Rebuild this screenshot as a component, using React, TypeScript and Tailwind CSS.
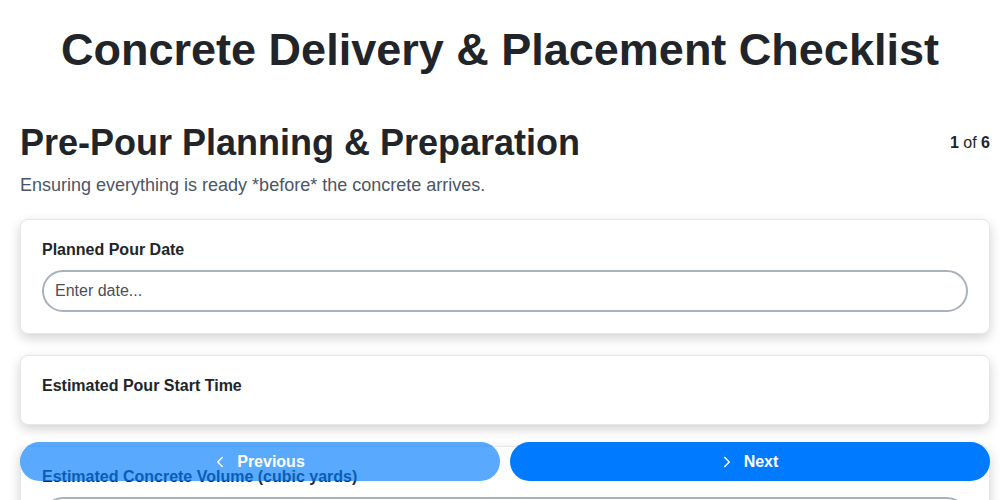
import { ChevronLeft, ChevronRight } from "lucide-react";

const Field = ({ label, placeholder, gap }: { label: string; placeholder?: string; gap?: boolean }) => (
  <div className="rounded-lg border border-gray-200 bg-white px-[21px] pt-[20px] pb-[21px] shadow-[0_4px_12px_rgba(0,0,0,0.18)]">
    <label className="block text-[16px] font-bold leading-[20px] text-[#212529]">{label}</label>
    {placeholder !== undefined ? (
      <input
        placeholder={placeholder}
        className="mt-[10px] block h-[42px] w-full rounded-full border-2 border-[#a9b1ba] bg-white px-[11px] text-[16px] text-[#212529] outline-none placeholder:text-[#4a4f55]"
      />
    ) : (
      <div className={gap ? "h-[7px]" : ""} />
    )}
  </div>
);

const App = () => {
  return (
    <div
      className="h-screen overflow-hidden bg-white"
      style={{ fontFamily: '"Liberation Sans", Arial, sans-serif' }}
    >
      <h1 className="px-[20px] pt-[23px] text-center text-[45px] font-bold leading-[54px] text-[#212529]">
        Concrete Delivery &amp; Placement Checklist
      </h1>
      <div className="pl-[20px] pr-[10px]">
        <div className="mt-[44px] flex items-center justify-between">
          <h2 className="text-[36px] font-bold leading-[44px] text-[#212529]">
            Pre-Pour Planning &amp; Preparation
          </h2>
          <span className="text-[16px] text-[#212529]">
            <b>1</b> of <b>6</b>
          </span>
        </div>
        <p className="mt-[9px] text-[18px] leading-[22px] text-[#4a5568]">
          Ensuring everything is ready *before* the concrete arrives.
        </p>
        <div className="mt-[23px] flex flex-col gap-[21px]">
          <Field label="Planned Pour Date" placeholder="Enter date..." />
          <Field label="Estimated Pour Start Time" gap />
          <Field label="Estimated Concrete Volume (cubic yards)" placeholder="" />
        </div>
      </div>
      <div className="fixed bottom-[19px] left-[20px] right-[10px] flex gap-[10px]">
        <button className="flex h-[39px] flex-1 items-center justify-center gap-[8px] rounded-[20px] bg-[#007bff] pr-[4px] text-[16px] font-bold text-white opacity-65">
          <ChevronLeft size={18} strokeWidth={2} />
          Previous
        </button>
        <button className="flex h-[39px] flex-1 items-center justify-center gap-[8px] rounded-[20px] bg-[#007bff] pr-[4px] text-[16px] font-bold text-white">
          <ChevronRight size={18} strokeWidth={2} />
          Next
        </button>
      </div>
    </div>
  );
};

export default App;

- **Given problem**: Repeat the listing above exactly, with no pictures.

- **Reply to the task**:
Rebuild this screenshot as a component, using React, TypeScript and Tailwind CSS.
import { ChevronLeft, ChevronRight } from "lucide-react";

const Field = ({ label, placeholder, gap }: { label: string; placeholder?: string; gap?: boolean }) => (
  <div className="rounded-lg border border-gray-200 bg-white px-[21px] pt-[20px] pb-[21px] shadow-[0_4px_12px_rgba(0,0,0,0.18)]">
    <label className="block text-[16px] font-bold leading-[20px] text-[#212529]">{label}</label>
    {placeholder !== undefined ? (
      <input
        placeholder={placeholder}
        className="mt-[10px] block h-[42px] w-full rounded-full border-2 border-[#a9b1ba] bg-white px-[11px] text-[16px] text-[#212529] outline-none placeholder:text-[#4a4f55]"
      />
    ) : (
      <div className={gap ? "h-[7px]" : ""} />
    )}
  </div>
);

const App = () => {
  return (
    <div
      className="h-screen overflow-hidden bg-white"
      style={{ fontFamily: '"Liberation Sans", Arial, sans-serif' }}
    >
      <h1 className="px-[20px] pt-[23px] text-center text-[45px] font-bold leading-[54px] text-[#212529]">
        Concrete Delivery &amp; Placement Checklist
      </h1>
      <div className="pl-[20px] pr-[10px]">
        <div className="mt-[44px] flex items-center justify-between">
          <h2 className="text-[36px] font-bold leading-[44px] text-[#212529]">
            Pre-Pour Planning &amp; Preparation
          </h2>
          <span className="text-[16px] text-[#212529]">
            <b>1</b> of <b>6</b>
          </span>
        </div>
        <p className="mt-[9px] text-[18px] leading-[22px] text-[#4a5568]">
          Ensuring everything is ready *before* the concrete arrives.
        </p>
        <div className="mt-[23px] flex flex-col gap-[21px]">
          <Field label="Planned Pour Date" placeholder="Enter date..." />
          <Field label="Estimated Pour Start Time" gap />
          <Field label="Estimated Concrete Volume (cubic yards)" placeholder="" />
        </div>
      </div>
      <div className="fixed bottom-[19px] left-[20px] right-[10px] flex gap-[10px]">
        <button className="flex h-[39px] flex-1 items-center justify-center gap-[8px] rounded-[20px] bg-[#007bff] pr-[4px] text-[16px] font-bold text-white opacity-65">
          <ChevronLeft size={18} strokeWidth={2} />
          Previous
        </button>
        <button className="flex h-[39px] flex-1 items-center justify-center gap-[8px] rounded-[20px] bg-[#007bff] pr-[4px] text-[16px] font-bold text-white">
          <ChevronRight size={18} strokeWidth={2} />
          Next
        </button>
      </div>
    </div>
  );
};

export default App;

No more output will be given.